| Work instructions |
Search the material for the string "index", then return every line where it is found.

| Dataset excerpt |
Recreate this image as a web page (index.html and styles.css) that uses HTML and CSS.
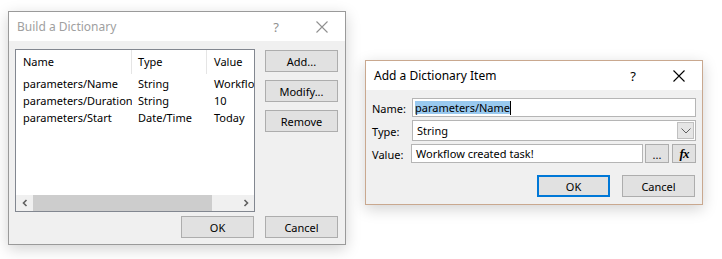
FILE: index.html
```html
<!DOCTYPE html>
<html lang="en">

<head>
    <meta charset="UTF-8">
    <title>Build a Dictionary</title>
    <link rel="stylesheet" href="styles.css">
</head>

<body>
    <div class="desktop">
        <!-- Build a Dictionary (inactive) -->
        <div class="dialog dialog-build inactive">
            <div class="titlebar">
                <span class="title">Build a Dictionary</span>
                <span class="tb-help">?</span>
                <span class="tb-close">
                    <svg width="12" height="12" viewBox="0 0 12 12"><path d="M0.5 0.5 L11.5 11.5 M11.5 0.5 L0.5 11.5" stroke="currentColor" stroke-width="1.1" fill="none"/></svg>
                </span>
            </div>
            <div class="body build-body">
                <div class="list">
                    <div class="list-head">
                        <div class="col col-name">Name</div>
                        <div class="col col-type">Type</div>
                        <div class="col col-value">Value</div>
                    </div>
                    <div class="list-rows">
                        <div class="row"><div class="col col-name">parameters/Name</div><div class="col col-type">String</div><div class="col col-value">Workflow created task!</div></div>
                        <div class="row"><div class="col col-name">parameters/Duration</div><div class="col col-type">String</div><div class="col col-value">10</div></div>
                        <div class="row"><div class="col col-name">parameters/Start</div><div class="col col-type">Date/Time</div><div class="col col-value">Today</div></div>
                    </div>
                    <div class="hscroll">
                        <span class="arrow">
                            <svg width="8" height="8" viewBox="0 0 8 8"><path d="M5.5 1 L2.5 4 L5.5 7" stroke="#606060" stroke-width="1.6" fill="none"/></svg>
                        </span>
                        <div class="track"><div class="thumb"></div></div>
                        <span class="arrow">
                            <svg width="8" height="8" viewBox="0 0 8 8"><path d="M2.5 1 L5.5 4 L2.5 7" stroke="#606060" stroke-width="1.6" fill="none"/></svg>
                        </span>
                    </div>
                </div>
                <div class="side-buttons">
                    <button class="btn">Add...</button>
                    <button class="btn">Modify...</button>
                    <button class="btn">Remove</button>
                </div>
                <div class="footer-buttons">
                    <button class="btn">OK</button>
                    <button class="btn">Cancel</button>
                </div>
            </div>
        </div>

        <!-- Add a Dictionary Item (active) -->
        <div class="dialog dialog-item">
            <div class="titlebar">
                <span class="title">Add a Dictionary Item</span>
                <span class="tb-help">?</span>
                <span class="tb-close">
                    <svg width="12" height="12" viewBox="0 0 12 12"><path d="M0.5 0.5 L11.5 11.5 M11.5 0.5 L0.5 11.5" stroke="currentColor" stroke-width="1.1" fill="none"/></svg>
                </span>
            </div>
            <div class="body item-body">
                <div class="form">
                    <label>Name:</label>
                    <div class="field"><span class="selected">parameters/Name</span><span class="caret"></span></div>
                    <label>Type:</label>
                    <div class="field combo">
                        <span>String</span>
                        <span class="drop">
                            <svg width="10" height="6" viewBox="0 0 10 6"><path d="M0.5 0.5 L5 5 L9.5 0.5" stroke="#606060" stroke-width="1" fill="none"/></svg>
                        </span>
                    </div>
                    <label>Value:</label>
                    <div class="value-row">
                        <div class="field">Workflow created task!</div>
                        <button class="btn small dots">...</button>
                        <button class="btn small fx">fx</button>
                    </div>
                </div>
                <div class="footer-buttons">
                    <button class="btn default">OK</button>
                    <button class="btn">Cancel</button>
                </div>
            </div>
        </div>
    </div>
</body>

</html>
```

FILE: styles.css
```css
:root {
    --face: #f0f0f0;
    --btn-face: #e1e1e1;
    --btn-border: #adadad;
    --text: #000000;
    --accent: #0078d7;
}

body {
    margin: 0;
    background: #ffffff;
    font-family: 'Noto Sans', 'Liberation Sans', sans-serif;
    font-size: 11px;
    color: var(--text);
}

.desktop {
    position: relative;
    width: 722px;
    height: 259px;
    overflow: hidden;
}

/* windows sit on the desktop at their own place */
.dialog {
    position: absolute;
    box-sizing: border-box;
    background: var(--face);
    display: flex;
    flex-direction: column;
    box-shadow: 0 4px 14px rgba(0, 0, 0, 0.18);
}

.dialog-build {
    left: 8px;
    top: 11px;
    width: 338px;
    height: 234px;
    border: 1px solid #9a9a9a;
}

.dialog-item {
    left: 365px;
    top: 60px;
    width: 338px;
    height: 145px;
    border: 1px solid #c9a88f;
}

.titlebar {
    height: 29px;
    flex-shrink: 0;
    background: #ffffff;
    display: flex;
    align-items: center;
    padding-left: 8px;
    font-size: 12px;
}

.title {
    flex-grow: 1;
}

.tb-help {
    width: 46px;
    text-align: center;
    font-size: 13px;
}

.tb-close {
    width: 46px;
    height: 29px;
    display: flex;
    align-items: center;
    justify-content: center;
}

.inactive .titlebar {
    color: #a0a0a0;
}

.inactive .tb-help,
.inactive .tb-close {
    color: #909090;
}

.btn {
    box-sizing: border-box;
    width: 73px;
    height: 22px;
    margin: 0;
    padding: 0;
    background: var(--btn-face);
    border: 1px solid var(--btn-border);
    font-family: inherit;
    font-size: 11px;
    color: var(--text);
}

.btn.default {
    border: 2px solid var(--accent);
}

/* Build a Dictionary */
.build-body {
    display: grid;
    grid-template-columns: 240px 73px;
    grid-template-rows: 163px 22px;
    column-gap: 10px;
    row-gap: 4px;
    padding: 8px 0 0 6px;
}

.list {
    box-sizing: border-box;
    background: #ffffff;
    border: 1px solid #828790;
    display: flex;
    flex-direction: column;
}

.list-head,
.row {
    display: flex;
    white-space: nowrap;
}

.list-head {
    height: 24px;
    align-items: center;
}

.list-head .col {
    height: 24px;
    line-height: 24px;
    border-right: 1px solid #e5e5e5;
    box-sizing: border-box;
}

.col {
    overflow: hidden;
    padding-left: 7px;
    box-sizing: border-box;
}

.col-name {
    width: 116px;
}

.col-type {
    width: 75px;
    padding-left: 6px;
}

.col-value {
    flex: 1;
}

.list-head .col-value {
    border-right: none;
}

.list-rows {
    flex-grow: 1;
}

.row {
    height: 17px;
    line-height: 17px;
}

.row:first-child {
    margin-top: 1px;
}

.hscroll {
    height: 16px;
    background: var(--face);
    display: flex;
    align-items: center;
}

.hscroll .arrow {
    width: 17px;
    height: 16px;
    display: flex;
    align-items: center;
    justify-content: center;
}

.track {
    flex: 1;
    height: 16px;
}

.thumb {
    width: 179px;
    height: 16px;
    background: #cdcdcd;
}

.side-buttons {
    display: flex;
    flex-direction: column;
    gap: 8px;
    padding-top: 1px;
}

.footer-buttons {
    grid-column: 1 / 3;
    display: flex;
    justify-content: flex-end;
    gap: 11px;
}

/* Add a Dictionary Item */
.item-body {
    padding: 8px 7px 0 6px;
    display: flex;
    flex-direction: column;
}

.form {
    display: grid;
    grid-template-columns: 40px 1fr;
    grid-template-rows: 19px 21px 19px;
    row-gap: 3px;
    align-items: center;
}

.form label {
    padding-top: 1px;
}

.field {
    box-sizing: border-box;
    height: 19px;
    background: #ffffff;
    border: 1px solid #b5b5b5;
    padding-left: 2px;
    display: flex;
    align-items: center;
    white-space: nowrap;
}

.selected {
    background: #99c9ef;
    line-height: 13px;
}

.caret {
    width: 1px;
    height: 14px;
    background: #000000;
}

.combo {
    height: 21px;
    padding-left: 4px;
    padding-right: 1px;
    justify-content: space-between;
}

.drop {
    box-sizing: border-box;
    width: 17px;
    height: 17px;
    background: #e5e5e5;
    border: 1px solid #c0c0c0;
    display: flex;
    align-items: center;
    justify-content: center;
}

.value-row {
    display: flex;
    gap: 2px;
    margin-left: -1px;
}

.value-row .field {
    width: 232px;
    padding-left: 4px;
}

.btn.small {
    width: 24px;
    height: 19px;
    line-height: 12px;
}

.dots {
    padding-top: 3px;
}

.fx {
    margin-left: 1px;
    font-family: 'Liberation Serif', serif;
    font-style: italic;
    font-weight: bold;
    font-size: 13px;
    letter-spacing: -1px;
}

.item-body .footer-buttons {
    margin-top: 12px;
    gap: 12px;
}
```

| Solution to this task |
Recreate this image as a web page (index.html and styles.css) that uses HTML and CSS.
FILE: index.html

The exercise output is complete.